For now, we are going to think that for the purposes of answering this question this second model is good enough and we are going to move on to the interpretation of the feature importances.
In the implementation of random forest reviewed here is the sklearn implementation, where the attribute feature_importances_ corresponds to impurity-based feature importance, for now, is only needed to know that the higher, the more important the feature. The importance of a feature is computed as the normalized total reduction of the criterion brought by that feature and it is also known as the Gini importance.
In figure 14, there are the 20 features with the highest feature importance and therefore we can conclude that these 20 features are the most influential variables to the price.
Note that several neighbourhoods appear among these most influential variables, which can be an indicator that the neighbourhood is important, remembering that since we used dummy variables, each neighbourhood appears as a different feature in the dataset, but in reality, it means that the feature neighbourhood is important to determine the price.
As a first approach to a data set, this exercise was very interesting.

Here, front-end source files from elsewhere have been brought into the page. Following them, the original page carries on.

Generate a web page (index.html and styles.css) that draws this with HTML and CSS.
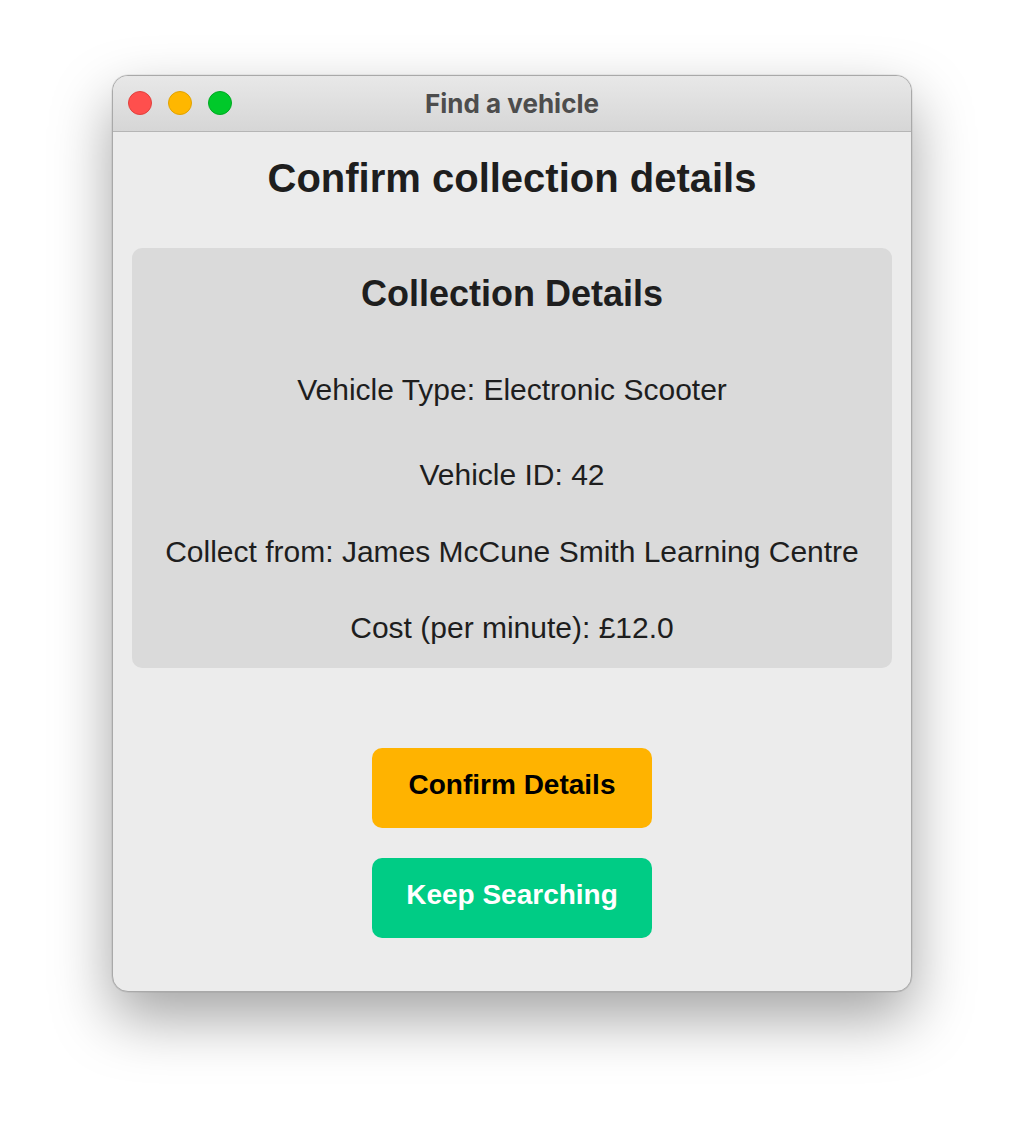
FILE: index.html
```html
<!DOCTYPE html>
<html>
<head>
<meta charset="utf-8">
<link rel="stylesheet" href="styles.css">
</head>
<body>
<div class="stage">
  <div class="window">
    <div class="titlebar">
      <div class="lights">
        <span class="light red"></span>
        <span class="light yellow"></span>
        <span class="light green"></span>
      </div>
      <div class="title">Find a vehicle</div>
    </div>
    <div class="content">
      <h1 class="heading">Confirm collection details</h1>
      <div class="card">
        <h2 class="card-title">Collection Details</h2>
        <p class="line first">Vehicle Type: Electronic Scooter</p>
        <p class="line">Vehicle ID: 42</p>
        <p class="line">Collect from: James McCune Smith Learning Centre</p>
        <p class="line">Cost (per minute): £12.0</p>
      </div>
      <div class="buttons">
        <button class="btn confirm">Confirm Details</button>
        <button class="btn keep">Keep Searching</button>
      </div>
    </div>
  </div>
</div>
</body>
</html>
```

FILE: styles.css
```css
html, body {
  margin: 0;
  padding: 0;
  background: #ffffff;
}
body {
  font-family: "Liberation Sans", Arial, sans-serif;
  color: #1e1e1e;
}
.stage {
  width: 1024px;
  height: 1140px;
  padding-top: 75px;
  padding-left: 112px;
  box-sizing: border-box;
}
.window {
  width: 800px;
  height: 917px;
  box-sizing: border-box;
  border-radius: 16px;
  background: #ececec;
  border: 1px solid #a9a9a9;
  box-shadow: 0 26px 60px rgba(0,0,0,0.36), 0 0 0 0.5px rgba(0,0,0,0.1);
  overflow: hidden;
  display: flex;
  flex-direction: column;
}
.titlebar {
  height: 55px;
  flex: none;
  background: linear-gradient(#e8e8e8, #d6d6d6);
  border-bottom: 1px solid #b5b5b5;
  position: relative;
  display: flex;
  align-items: center;
  justify-content: center;
}
.lights {
  position: absolute;
  left: 15px;
  top: 15px;
  display: flex;
  gap: 16px;
}
.light {
  width: 24px;
  height: 24px;
  border-radius: 50%;
  box-sizing: border-box;
}
.red { background: #ff4f4d; border: 1px solid #e0403d; }
.yellow { background: #ffb700; border: 1px solid #e0a200; }
.green { background: #00c92a; border: 1px solid #00a823; }
.title {
  font-family: "Inter", "Liberation Sans", sans-serif;
  font-weight: 700;
  font-size: 26px;
  color: #4d4d4d;
  margin-top: 0;
}
.content {
  flex: 1;
  display: flex;
  flex-direction: column;
  align-items: center;
  padding: 0 19px;
}
.heading {
  margin: 24px 0 0;
  font-size: 40px;
  line-height: 44px;
  font-weight: 700;
  color: #1e1e1e;
}
.card {
  margin-top: 48px;
  width: 100%;
  height: 420px;
  box-sizing: border-box;
  background: #dadada;
  border-radius: 10px;
  display: flex;
  flex-direction: column;
  align-items: center;
  padding-top: 26px;
}
.card-title {
  margin: 0;
  font-size: 36px;
  line-height: 40px;
  font-weight: 700;
}
.line {
  margin: 0;
  font-size: 30px;
  line-height: 32px;
  margin-top: 44px;
}
.line.first { margin-top: 60px; }
.line + .line { margin-top: 53px; }
.line + .line + .line { margin-top: 45px; }
.line + .line + .line + .line { margin-top: 44px; }
.buttons {
  margin-top: 80px;
  display: flex;
  flex-direction: column;
  gap: 30px;
}
.btn {
  width: 280px;
  height: 80px;
  border: none;
  border-radius: 10px;
  font-family: "Liberation Sans", Arial, sans-serif;
  font-weight: 700;
  font-size: 28px;
  padding: 0 0 6px;
}
.confirm { background: #ffb300; color: #000000; }
.keep { background: #00cc85; color: #ffffff; }
```
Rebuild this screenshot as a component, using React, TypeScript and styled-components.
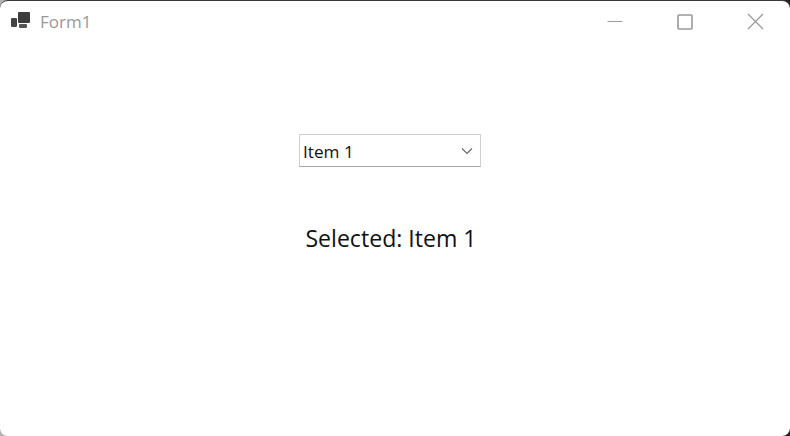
import React from "react";
import styled, { createGlobalStyle } from "styled-components";

const Global = createGlobalStyle`
  html, body { margin: 0; padding: 0; background: #2a2a2a; }
  body { font-family: "Open Sans", "Noto Sans", "Liberation Sans", sans-serif; }
`;

const Desktop = styled.div`
  width: 790px;
  height: 436px;
  overflow: hidden;
  background: linear-gradient(75deg, #b4b4b4 0%, #b4b4b4 20%, #222 60%);
`;

const Window = styled.div`
  box-sizing: border-box;
  width: 790px;
  height: 436px;
  background: #fff;
  border-top: 1px solid #3a3a3a;
  border-radius: 8px;
  display: flex;
  flex-direction: column;
`;

const TitleBar = styled.header`
  height: 41px;
  display: flex;
  align-items: center;
  padding-left: 11px;
`;

const AppIcon = styled.svg`
  width: 19px;
  height: 17px;
  margin-top: -2px;
  flex: none;
`;

const Title = styled.span`
  margin-left: 10px;
  font-size: 17px;
  color: #999;
`;

const WindowButtons = styled.div`
  margin-left: auto;
  display: flex;
  align-items: center;
`;

const WindowButton = styled.div`
  width: 70px;
  height: 41px;
  display: flex;
  align-items: center;
  justify-content: center;
`;

const Client = styled.main`
  flex: 1;
  display: flex;
  flex-direction: column;
  align-items: center;
  padding: 92px 10px 0 0;
`;

const Combo = styled.div`
  box-sizing: border-box;
  width: 182px;
  height: 33px;
  display: flex;
  align-items: center;
  padding: 1px 6px 0 3px;
  background: #fff;
  border: 1px solid #cfcfcf;
  border-bottom: 1px solid #a8a8a8;
  border-radius: 1px;
  font-size: 17.2px;
  color: #111;
`;

const ComboText = styled.span`
  flex: 1;
`;

const Chevron = styled.svg`
  margin-top: -1px;
  flex: none;
`;

const Selected = styled.div`
  margin-top: 53px;
  padding-left: 2px;
  font-size: 23.1px;
  line-height: 36px;
  color: #111;
`;

export default function App() {
  return (
    <>
      <Global />
      <Desktop>
        <Window>
          <TitleBar>
            <AppIcon viewBox="0 0 19 17">
              <rect x="0" y="6" width="6" height="9" rx="1" fill="#444" />
              <rect x="7" y="0" width="12" height="11" rx="1" fill="#3c3c3c" />
              <rect x="8" y="12" width="8" height="4" rx="1" fill="#555" />
            </AppIcon>
            <Title>Form1</Title>
            <WindowButtons>
              <WindowButton>
                <svg width="16" height="16" viewBox="0 0 16 16">
                  <path d="M0.5 7.5H15.5" stroke="#999" strokeWidth="1" fill="none" />
                </svg>
              </WindowButton>
              <WindowButton>
                <svg width="16" height="16" viewBox="0 0 16 16">
                  <rect x="1" y="1" width="14" height="14" rx="1" stroke="#999" strokeWidth="1.6" fill="none" />
                </svg>
              </WindowButton>
              <WindowButton>
                <svg width="17" height="17" viewBox="0 0 17 17">
                  <path d="M1 1L16 16M16 1L1 16" stroke="#999" strokeWidth="1.2" fill="none" />
                </svg>
              </WindowButton>
            </WindowButtons>
          </TitleBar>
          <Client>
            <Combo>
              <ComboText>Item 1</ComboText>
              <Chevron width="14" height="14" viewBox="0 0 14 14">
                <path d="M2 4.5L7 9.5L12 4.5" stroke="#666" strokeWidth="1.1" fill="none" />
              </Chevron>
            </Combo>
            <Selected>Selected: Item 1</Selected>
          </Client>
        </Window>
      </Desktop>
    </>
  );
}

As we saw in each of the questions, much more can be done and in my short experience in data science, I see that it is always possible to improve the analysis and go further.
There is a natural trade-off between time invested and quality of results and it must always be borne in mind that sometimes it is better done than perfect. Many times a simple plot can be enough to reach the objective and answer a question. Simple is better, but always remember to be transparent and highlight all issues that you can detect and be honest in the real significance in the interpretation of the results.
Something that is always important is practice, that is why I encourage you to redo this exercise, asking questions of your interest. It’s a fun way to structure work and advance on the path of becoming a data scientist. Good luck!